Right - I get that; I guess more to the point I’m trying to get at is rather than relying on pruning with a rule like -all -keep 0:1 after running fake backups on blank folders to “push out” the old ones from dead hosts, can I manually remove the last snapshot for any given host with the specified host and ID? I’ll be trying it shortly when the prune finishes anyway, but figured I may as well ask (and might help someone else looking for the same info). Thanks!

See again my edited response above. (you’re faster than my writing :stuck_out_tongue: )

1 Like

Ah no worries - figured there’d be a “proper” way to do it via CLI, but that method will suit me just fine too. Thanks :smiley:

Well… there could be one, but when i needed to cleanup something i found this to be the fastest ¯\_(ツ)_/¯.

Yeah makes sense - and works just fine for me. That was my main hurdle - being unable to fully remove old machines. Final testing underway now, but likely makes this a very workable solution for me :slight_smile: Thanks for your assistance!

Edit: Follow up for anyone else; you can also remove remaining snapshots manually with:
duplicacy prune -id <OTHER-MACHINE> -r <REVISION> -exclusive

This removed it such that I could not see any other hosts in my “snapshots” directory after this :slight_smile:

3 Likes

This is theoretically possible but very unlikely to happen in practice. When a new file is inserted the variable-sized chunking algorithm should find previous chunk boundaries after generating a few new chunks.
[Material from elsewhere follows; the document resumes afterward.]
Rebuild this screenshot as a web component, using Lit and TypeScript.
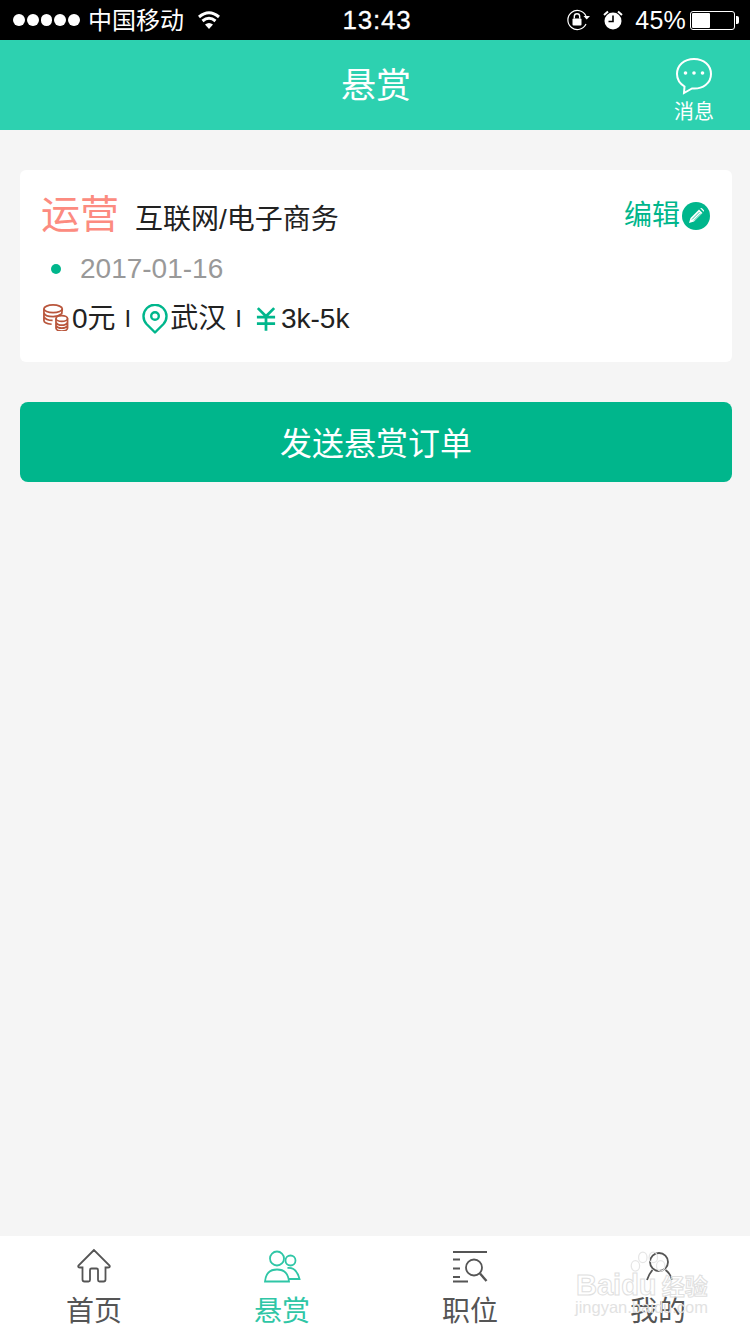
import { LitElement, css, html, svg } from "lit";
import { customElement } from "lit/decorators.js";

const tabs = [
  {
    label: "首页",
    icon: svg`<g transform="translate(1 0.500)"><path d="M18 1.500 L2.500 17 Q1.500 19 4 19 L6.500 19 L6.500 31 Q6.500 33 8.500 33 L12.500 33 Q14 33 14 31.500 L14 21.500 Q14 20 15.500 20 L20.500 20 Q22 20 22 21.500 L22 31.500 Q22 33 23.500 33 L27.500 33 Q29.500 33 29.500 31 L29.500 19 L32 19 Q34.500 19 33.500 17 Z"/></g>`,
  },
  {
    label: "悬赏",
    active: true,
    icon: svg`<circle cx="14" cy="10.500" r="7"/><path d="M2 33.500 Q3 21.500 14 21.500 Q25 21.500 26 33.500 Z"/><circle cx="27.500" cy="12.500" r="5"/><path d="M24.500 20 Q33.500 19 36.500 31 L26 31"/>`,
  },
  {
    label: "职位",
    icon: svg`<g transform="translate(0 1)"><path d="M2 3 H36 M2 10.500 H9 M2 19.500 H9 M2 28 H9 M2 32.500 H17"/><circle cx="23" cy="18.500" r="8"/><path d="M29 24.500 L35.500 32" stroke-width="2.400"/></g>`,
  },
  {
    label: "我的",
    icon: svg`<circle cx="20" cy="14" r="9"/><path d="M13.500 22 Q10 26 8 32 M26.500 22 Q31 25 33 32"/>`,
  },
];

@customElement("app-root")
export class AppRoot extends LitElement {
  static styles = css`
    :host {
      display: block;
      width: 750px;
      height: 1334px;
      background: #f5f5f5;
      font-family: "Liberation Sans", "Noto Sans CJK SC", sans-serif;
      position: relative;
      overflow: hidden;
    }
    .page {
      height: 1334px;
      display: flex;
      flex-direction: column;
    }
    .status {
      height: 40px;
      background: #000;
      color: #fff;
      display: flex;
      align-items: center;
      padding: 0 11px 0 13px;
      position: relative;
    }
    .dots {
      display: flex;
      gap: 2px;
      margin-right: 8px;
    }
    .dots i {
      width: 11.800px;
      height: 11.800px;
      border-radius: 50%;
      background: #fff;
    }
    .carrier {
      margin-right: 12px;
      font-size: 24px;
      line-height: 24px;
      margin-top: 1px;
    }
    .time {
      position: absolute;
      left: 4px;
      right: 0;
      text-align: center;
      font-size: 26px;
      letter-spacing: 0.8px;
      -webkit-text-stroke: 0.3px #fff;
    }
    .status-right {
      margin-left: auto;
      display: flex;
      align-items: center;
    }
    .pct {
      font-size: 25px;
      letter-spacing: 0.2px;
      margin: 0 4px 0 12px;
    }
    .battery {
      width: 41px;
      height: 15px;
      border: 1px solid #fff;
      border-radius: 3px;
      padding: 1px;
      display: flex;
      box-sizing: content-box;
    }
    .battery b {
      width: 18px;
      background: #fff;
      border-radius: 1px;
    }
    .nub {
      width: 3px;
      height: 8px;
      background: #fff;
      border-radius: 0 2px 2px 0;
      margin-left: 1px;
    }
    .header {
      height: 90px;
      background: #2dd1b0;
      color: #fff;
      display: flex;
      align-items: center;
      justify-content: center;
      position: relative;
    }
    .title {
      font-size: 35px;
      line-height: 1;
      margin-left: 2px;
    }
    .msg {
      position: absolute;
      right: 36px;
      top: 17px;
      display: flex;
      flex-direction: column;
      align-items: center;
      font-size: 20px;
      line-height: 20px;
      gap: 7px;
    }
    .content {
      flex: 1;
      padding: 40px 18px 0 20px;
      display: flex;
      flex-direction: column;
      gap: 40px;
    }
    .card {
      height: 192px;
      box-sizing: border-box;
      background: #fff;
      border-radius: 6px;
      padding: 20px 22px 0 21px;
      color: #222;
    }
    .row1 {
      display: flex;
      align-items: center;
      height: 50px;
    }
    .job {
      font-size: 39px;
      color: #fc8b80;
      line-height: 50px;
      margin-right: 16px;
    }
    .cat {
      font-size: 28px;
      margin-top: 4px;
    }
    .edit {
      margin-left: auto;
      display: flex;
      align-items: center;
      color: #00b68c;
      font-size: 28px;
      margin-top: -4px;
      gap: 2px;
    }
    .pen {
      width: 28px;
      height: 28px;
      margin-top: 6px;
    }
    .row2 {
      display: flex;
      align-items: center;
      height: 32px;
      margin-top: 13px;
      color: #999;
      font-size: 28px;
    }
    .dot {
      width: 10px;
      height: 10px;
      border-radius: 50%;
      background: #00b68c;
      margin: 0 19px 0 10px;
    }
    .row3 {
      display: flex;
      align-items: center;
      height: 36px;
      line-height: 36px;
      margin-top: 16px;
      font-size: 28px;
    }
    .sep {
      font-size: 24px;
      margin: 0 9px;
    }
    .send {
      height: 80px;
      box-sizing: border-box;
      padding-bottom: 3px;
      border-radius: 8px;
      background: #00b68c;
      color: #fff;
      display: flex;
      align-items: center;
      justify-content: center;
      font-size: 32px;
    }
    .tabbar {
      height: 98px;
      box-sizing: border-box;
      background: #fff;
      display: grid;
      grid-template-columns: repeat(4, 188px);
    }
    .tab {
      display: flex;
      flex-direction: column;
      align-items: center;
      color: #555;
      font-size: 28px;
      line-height: 36px;
      padding-top: 12px;
      gap: 10px;
    }
    .tab.active {
      color: #2fc6a6;
    }
    .tab svg {
      width: 38px;
      height: 36px;
      fill: none;
      stroke: currentColor;
      stroke-width: 1.800;
    }
    .watermark {
      position: absolute;
      left: 575px;
      top: 1250px;
      width: 140px;
      height: 72px;
      color: transparent;
      pointer-events: none;
    }
    .wm-main {
      position: absolute;
      left: 1px;
      top: 19px;
      font-size: 29px;
      font-weight: 700;
      line-height: 32px;
      -webkit-text-stroke: 1px #e0e0e0;
      white-space: nowrap;
    }
    .wm-cn {
      font-size: 23px;
      margin-left: -3px;
    }
    .wm-sub {
      position: absolute;
      left: 0;
      top: 48px;
      font-size: 16.500px;
      color: #e2e2e2;
      white-space: nowrap;
    }
    .paw {
      position: absolute;
      left: 52px;
      top: 1px;
      width: 40px;
      height: 36px;
      fill: none;
      stroke: #e6e6e6;
      stroke-width: 1.200;
    }
  `;

  render() {
    return html`
      <div class="page">
        <div class="status">
          <div class="dots"><i></i><i></i><i></i><i></i><i></i></div>
          <span class="carrier">中国移动</span>
          <svg width="26" height="20" viewBox="0 0 26 20">
            <path d="M13 19 L9 14.500 Q13 11.500 17 14.500 Z" fill="#fff" />
            <path d="M6.500 11 Q13 5.500 19.500 11 M3 7 Q13 -1.500 23 7" fill="none" stroke="#fff" stroke-width="3" />
          </svg>
          <span class="time">13:43</span>
          <div class="status-right">
            <svg width="24" height="22" viewBox="0 0 24 22">
              <path d="M20 15 A9.500 9.500 0 1 1 20 7" fill="none" stroke="#fff" stroke-width="1.200" />
              <path d="M17.500 7 H24 L20.700 10.500 Z" fill="#fff" />
              <rect x="6.500" y="9.500" width="9" height="7" rx="1" fill="#fff" />
              <path d="M8.300 9.500 V7.500 A2.700 2.700 0 0 1 13.700 7.500 V9.500" fill="none" stroke="#fff" stroke-width="1.400" />
            </svg>
            <svg style="margin-left:13px" width="20" height="20" viewBox="0 0 20 20">
              <circle cx="10" cy="11" r="8.500" fill="#fff" />
              <path d="M10 5.500 V11.500 H5.500" fill="none" stroke="#000" stroke-width="1.600" />
              <path d="M1 5 L5 1.500 M19 5 L15 1.500" stroke="#fff" stroke-width="2" />
            </svg>
            <span class="pct">45%</span>
            <div class="battery"><b></b></div>
            <div class="nub"></div>
          </div>
        </div>

        <div class="header">
          <span class="title">悬赏</span>
          <div class="msg">
            <svg width="38" height="38" viewBox="0 0 38 38">
              <path d="M19 2 C9 2 2 8.500 2 17 C2 23 5.500 27 9.500 29.500 L9 36 L17 31.500 C28 32.500 36 26 36 17 C36 8.500 29 2 19 2 Z" fill="none" stroke="#fff" stroke-width="2" />
              <circle cx="10.500" cy="16" r="1.800" fill="#fff" />
              <circle cx="19" cy="16" r="1.800" fill="#fff" />
              <circle cx="27.500" cy="16" r="1.800" fill="#fff" />
            </svg>
            <span>消息</span>
          </div>
        </div>

        <div class="content">
          <div class="card">
            <div class="row1">
              <span class="job">运营</span>
              <span class="cat">互联网/电子商务</span>
              <span class="edit">
                编辑
                <svg class="pen" viewBox="0 0 28 28">
                  <circle cx="14" cy="14" r="14" fill="#00b68c" />
                  <path d="M7 21 L8.500 16 L17 7.500 L20.500 11 L12 19.500 Z M18.200 6.300 Q19 5.500 20 6.300 L21.700 8 Q22.500 9 21.700 9.800 Z" fill="#fff" />
                  <path d="M10 17.500 L17.500 10 M12 18.500 L19 11.500" stroke="#00b68c" stroke-width="0.800" />
                </svg>
              </span>
            </div>
            <div class="row2"><i class="dot"></i>2017-01-16</div>
            <div class="row3">
              <svg style="margin-left:1px;margin-top:-3px" width="27" height="27" viewBox="0 0 28 28" fill="none" stroke="#b9563c" stroke-width="1.800">
                <ellipse cx="11.500" cy="5" rx="9.500" ry="4" />
                <path d="M2 5 V17 Q2 20 10 21 M2 9 Q3 13 11.500 13 Q17 13 20.500 10 L21 5 M2 13 Q4 17 11 17" />
                <ellipse cx="20.500" cy="15" rx="6" ry="3" />
                <path d="M14.500 15 V25 Q15 28 20.500 28 Q26 28 26.500 25 V15 M14.500 19 Q16 22 20.500 22 Q25 22 26.500 19 M14.500 22.500 Q16 25 20.500 25 Q25 25 26.500 22.500" />
              </svg>
              <span style="margin-left:3px">0元</span>
              <span class="sep">I</span>
              <svg style="margin-left:2px" width="26" height="30" viewBox="0 0 26 30" fill="none" stroke="#00b68c" stroke-width="2.400">
                <path d="M13 28.500 L4.500 20 A11.500 11.500 0 1 1 21.500 20 Z" stroke-linejoin="round" />
                <circle cx="13" cy="12" r="3.800" />
              </svg>
              <span style="margin-left:2px">武汉</span>
              <span class="sep">I</span>
              <svg style="margin-left:5px" width="20" height="26" viewBox="0 0 22 26" fill="none" stroke="#00b68c" stroke-width="3">
                <path d="M2 1 L11 10 L20 1 M11 10 V26 M1 11 H21 M1 18 H21" />
              </svg>
              <span style="margin-left:5px">3k-5k</span>
            </div>
          </div>
          <div class="send">发送悬赏订单</div>
        </div>

        <div class="tabbar">
          ${tabs.map(
            (t) => html`
              <div class="tab ${t.active ? "active" : ""}">
                <svg viewBox="0 0 38 36">${t.icon}</svg>
                <span>${t.label}</span>
              </div>
            `
          )}
        </div>
      </div>

      <div class="watermark">
        <svg class="paw" viewBox="0 0 38 34">
          <ellipse cx="8" cy="14" rx="4" ry="5" />
          <ellipse cx="15" cy="6" rx="4" ry="5" />
          <ellipse cx="25" cy="6" rx="4" ry="5" />
          <ellipse cx="32" cy="14" rx="4" ry="5" />
        </svg>
        <div class="wm-main">Baidu <span class="wm-cn">经验</span></div>
        <div class="wm-sub">jingyan.baidu.com</div>
      </div>
    `;
  }
}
What is more likely to happen could be that Duplicacy reported all files being uploaded but only some chunks were actually uploaded (see Log says it uploaded files, but then says "0 bytes uploaded").

I guess I’m very unlucky then :smiley: 34% of the way through 1TB, and have uploaded 300GB so far (as confirmed by firewall statistics + ISP stats + change in bucket size on B2). Ah well!